In this Marx Brothers, Saturday Night Live, Sid Caesar Show of Shows inspired Victorian fractured fairy tale farce THE EXPLORERS CLUB written by Nell Benjamin which can at times be hysterically amusing includes everything but the kitchen sink.
And I believe there may be a kitchen sink lurking behind the elaborately detailed bar which is the main focus of the elaborately detailed set by Donyale Werle of the Victorian Club populated with an odd assortment of men who go on worldwide expeditions returning with the slew of skinned and stuffed animals and shrunken heads that decorate the walls of this bastion of male dominance.
Sometimes, however an explorer dies en route or gets lost as is the case with the most pompous of Presidents, Harry Percy (delightfully played by David Furr) who at the opening of the play is absent, leaving the nervous and clumsy Lucius Fretway (an equally delightful Lorenzo Pisoni) to preside over the club membership’s meeting. They are both rapidly becoming two of my favorite actors.
Lucius Fretway is introducing, for club membership a Miss Phyllida Spotte-Hume (Jennifer Westfeldt) a beautiful, brilliant blonde “female” scientist/explorer looking very much like Nellie Bly – who has returned with her trophy – a live half naked male “savage” painted blue from a lost civilization whom she has named Luigi (Carson Elrod) who has an odd way of saying hello – he slaps your face.
A female! This idea causes an uproar from the men, especially the Bible toting Professor Sloane (John McMartin) who has some dandy things to say in a most delightful throw away manner.

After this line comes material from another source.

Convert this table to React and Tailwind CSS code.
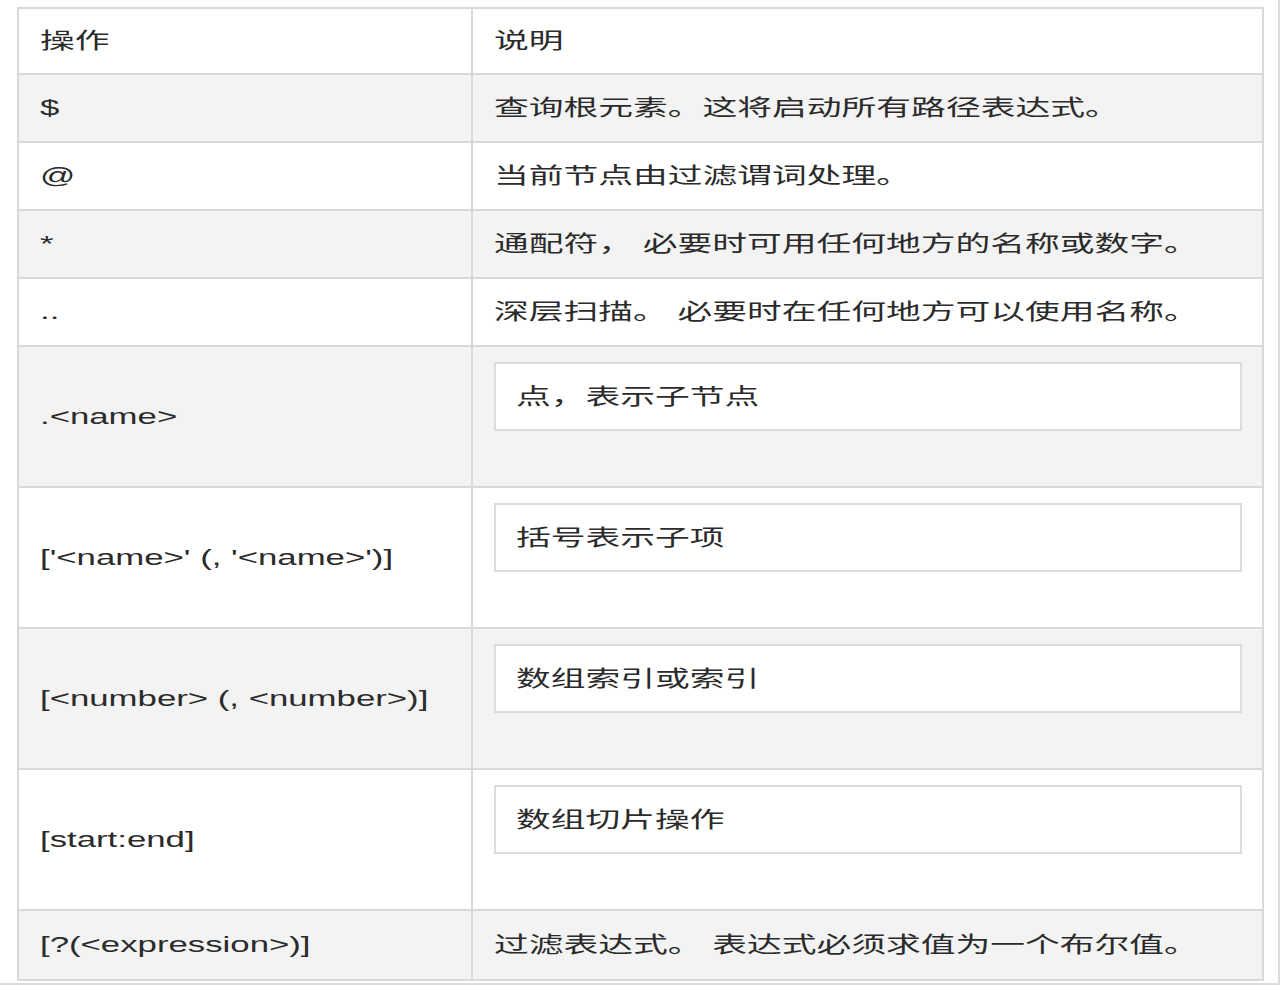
import React from 'react'

const rows = [
  { op: '$', desc: '查询根元素。这将启动所有路径表达式。' },
  { op: '@', desc: '当前节点由过滤谓词处理。' },
  { op: '*', desc: '通配符， 必要时可用任何地方的名称或数字。' },
  { op: '..', desc: '深层扫描。 必要时在任何地方可以使用名称。' },
  { op: '.<name>', desc: '点，表示子节点', box: true },
  { op: "['<name>' (, '<name>')]", desc: '括号表示子项', box: true },
  { op: '[<number> (, <number>)]', desc: '数组索引或索引', box: true },
  { op: '[start:end]', desc: '数组切片操作', box: true },
  { op: '[?(<expression>)]', desc: '过滤表达式。 表达式必须求值为一个布尔值。' },
]

// the shot is stretched sideways, so glyphs get widened the same way
function T({ children }) {
  return <span className="inline-block origin-left scale-x-[1.58] whitespace-nowrap">{children}</span>
}

export default function App() {
  return (
    <div className="w-[1280px] h-[985px] bg-white border-r-2 border-b-2 border-[#dcdcdc] pt-[7px] pl-[17px] text-[22px] leading-none text-[#2b2b2b]"
         style={{ fontFamily: '"Liberation Sans", "Noto Sans CJK SC", sans-serif' }}>
      <div className="w-[1247px] border-2 border-[#d9d9d9]">
        <div className="flex h-[66px] border-b-2 border-[#d9d9d9] bg-white">
          <div className="w-[454px] border-r-2 border-[#d9d9d9] pl-[21px] flex items-center"><T>操作</T></div>
          <div className="flex-1 pl-[21px] flex items-center"><T>说明</T></div>
        </div>
        {rows.map((r, i) => (
          <div key={i}
               className={`flex ${r.box ? 'h-[141px]' : 'h-[68px]'} ${i < rows.length - 1 ? 'border-b-2' : ''} border-[#d9d9d9] ${i % 2 === 0 ? 'bg-[#f3f3f3]' : 'bg-white'}`}>
            <div className="w-[454px] border-r-2 border-[#d9d9d9] pl-[21px] flex items-center"><T>{r.op}</T></div>
            {r.box ? (
              <div className="flex-1 pt-[15px] pl-[21px] pr-[20px]">
                <div className="h-[69px] border-2 border-[#dcdcdc] bg-white pl-[20px] flex items-center"><T>{r.desc}</T></div>
              </div>
            ) : (
              <div className="flex-1 pl-[21px] flex items-center"><T>{r.desc}</T></div>
            )}
          </div>
        ))}
      </div>
    </div>
  )
}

Professor Cope (Brian Avers) who wears his pet cobra James around his neck and Professor Walling (Steven Boyer) whose caged pet guinea pig/rat Jane is always with him are also reluctant but willing to hear her out – over brandy and cigars which make for a quick exit for this unwanted female until she returns as her twin sister.
Complication ensue when both Percy and Lucius vie for the charms of Phyllida, a plant straight out of Little Shop of Horrors takes over the stage and Luigi is presented to Queen Victoria and while saying hello…well you can imagine a slap that is heard all the way back to the Club and all hell breaks loose until Beebe (Arnie Burton) the lost companion of President Percy arrives and takes the fizzle right out this otherwise vintage champagne production.
That is, until they have drinks that new bartender Luigi makes and slings and slides them across the bar in a choreographed, side spitting, amazing display of acrobatic nimbleness where not a drop of liquor is spilled as the members each are thrown and catch their drinks. Not once but three times and the finale tops them all. Directed beautifully by Marc Bruni – these “toasts” save the show and make a more than mediocre and less than great farce more or less memorable.